S&P raises Asahi Glass rating to A/A-1

Date: 8 April 2005
Source: Moneycontrol.com
Standard & Poor's Ratings Services has raised its issuer credit ratings on Asahi Glass to 'A/A-1' from 'A-/A-2' and its rating on Asahi Glass's CP program to 'A-1' from 'A-2', reflecting improving stability in its sheet glass and chemicals segments due to continuous structural reforms, expected further growth in the display glass business, and a marked improvement in its financial profile.

The outlook on the ratings is stable.

At the same time it raised its short-term rating on the company's US-based subsidiary, Asahi Glass America Inc, and it’s rating on AGA Capital Inc's CP program to 'A-1' from 'A-2'.

"Asahi Glass's overall profitability and cash flow have substantially improved as a result of progress in structural reform and an increase in profits from growing businesses," said Standard & Poor's credit analyst, Makiko Yoshimura.

In the sheet glass market, Asahi Glass enjoys strong competitiveness and a solid customer base as one of the top glassmakers in the world. Profitability from the company's sheet glass business is improving as a result of its cost reduction efforts, which include benchmarking comparisons at production facilities globally, as well as technology transfers between the facilities. In the Japanese market, the company has made progress in structural reforms, changing to a more high-value-added product mix. Such efforts have enhanced the stability of the company's business performance.

The display glass business is making an increasing contribution to Asahi Glass's overall profit, generating about 50% of operating profit. The company's major display products enjoy large shares in overseas markets, backed by the company's strong technology and customer base. In response to a sharp rise in demand for glass displays, the company is planning to make aggressive capital investments. Given the high technological hurdle for entering the display glass manufacturing business, there are only a limited number of competitors in the market, so the company should be less vulnerable to fluctuations in demand than display panel makers. The company is expected to cover the growing price pressures through cost-reduction efforts, and revenue from its display glass business should grow in the next few years.

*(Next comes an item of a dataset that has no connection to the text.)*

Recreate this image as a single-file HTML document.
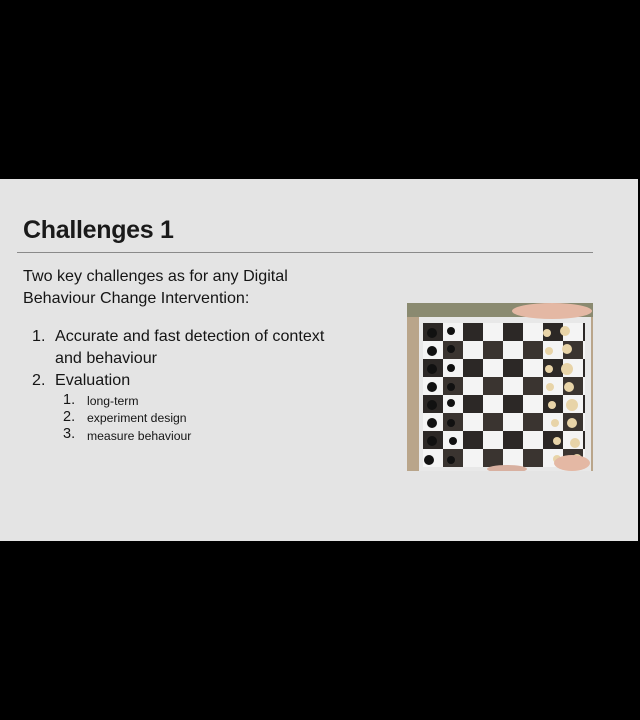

In the chemicals business, the positive results from Asahi Glass's restructuring efforts have supported profitability, and the growth in high-value-added products has driven improvement in earnings. Even though the market price of commodity-type chemical products in Asia may be in decline, the company's revenues are not likely to drop as much as they did in the past.

Asahi Glass has been aggressively reducing its debt, and Standard & Poor's expects the company to maintain the ratio of funds from operations to cash flow at about 40% for the next few years. Furthermore, Asahi Glass's large planned capital investments will be within the company's internal cash flow, and the debt-to-capital ratio, which stood at 40% as of December 31, 2004, is likely to continue improving, given an expected accumulation of capital.